Back in Anchorage, I fail intentions to wake early to catch up on email and sleep a full eleven hours. My anxious mind and unceasing ambition make it so I can rarely rest completely. Sleeping late is out of the question. Naps, though highly desired, end up fitful and unsatisfying. Yet in Alaska, I have found sleep. Even with the time zone change, I sleep through my alarm. Come afternoon, I may lay back down and slumber another hour or three.
The girl sharing my bunkroom at the hostel is a champion sleeper. I wonder if it’s her gravity pulling down my eyelids, and pinning me to my bunk. All rockets must fire before I may break orbit and escape our warm room.

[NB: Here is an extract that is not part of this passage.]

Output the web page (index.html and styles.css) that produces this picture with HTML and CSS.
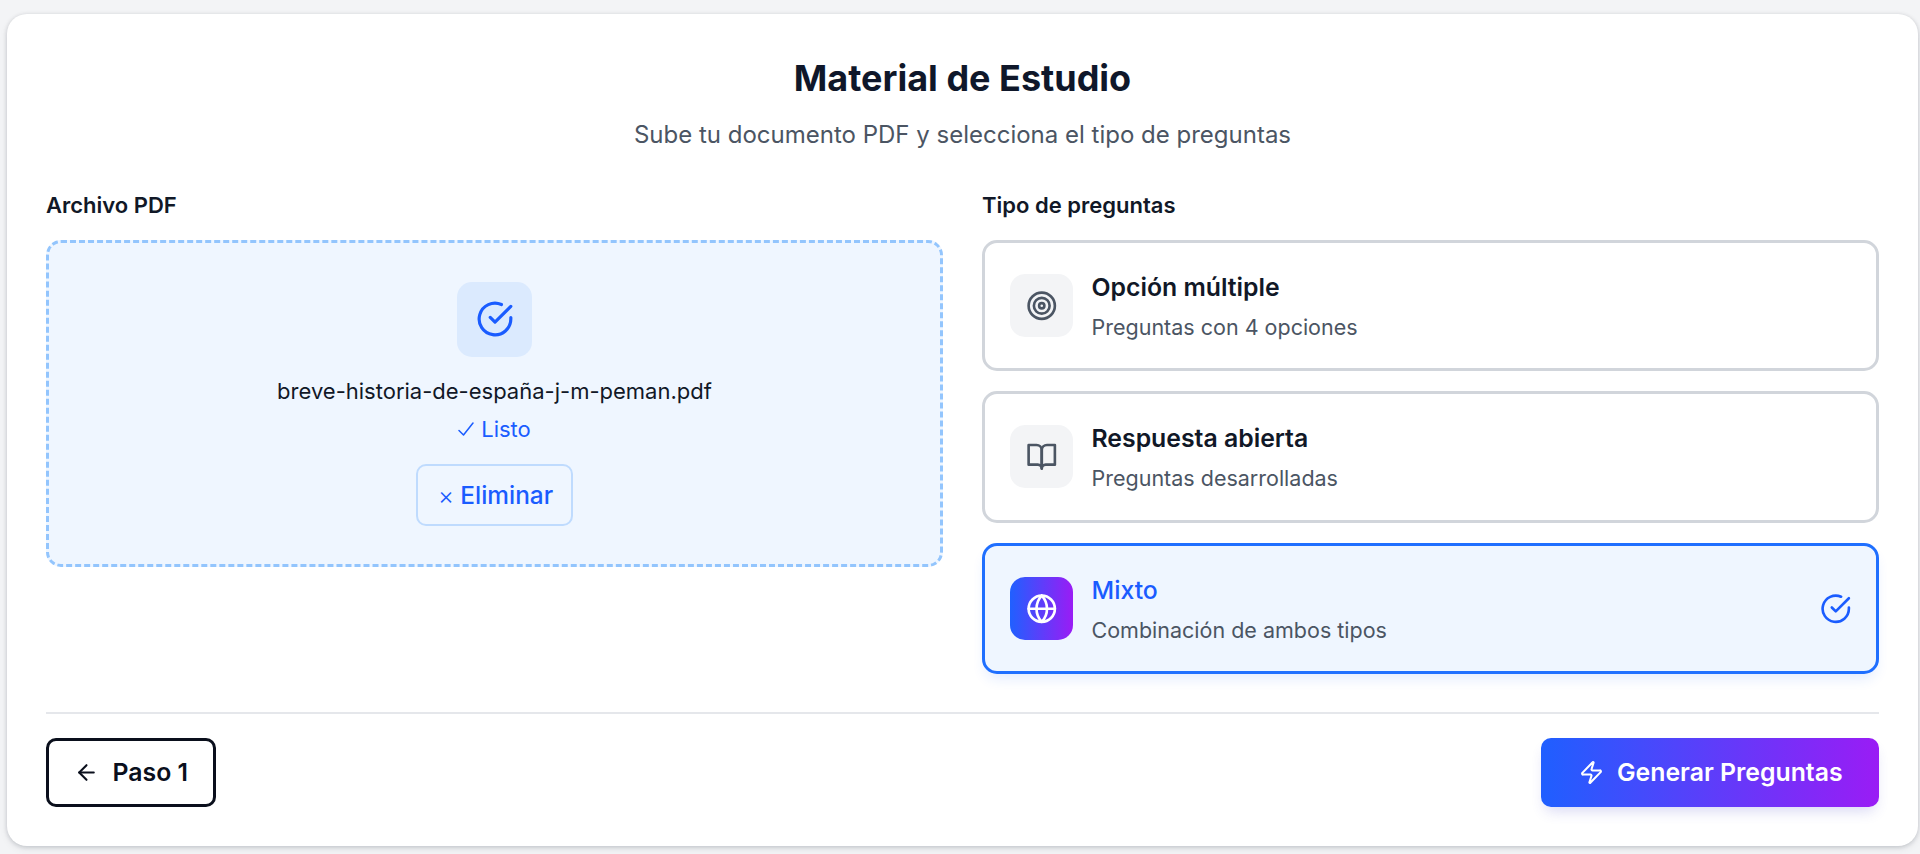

I take a late breakfast at Gwennie’s Old Alaska café – the place where they leave the entire pot of coffee on my table. Glorious. Turning to client work, I open my journal to a blank page and mark down my task list. A chorus of opinions negotiates in my mind, padding and stripping my to-do list. Anxiety gnaws at my stomach. How will I get this all done? My hard-earned peace from this long, wandering weekend slips away from my spirit with frightening speed. Panicked, I sit straight, tell myself to breath. Look around.
Prince’s “Doves Cry” plays on the speakers positioned behind the stuffed bear and fox diorama. Two grizzled, bearded men at the corner table mumble the words and bob their heads.
I smile. This is my life. This is my life.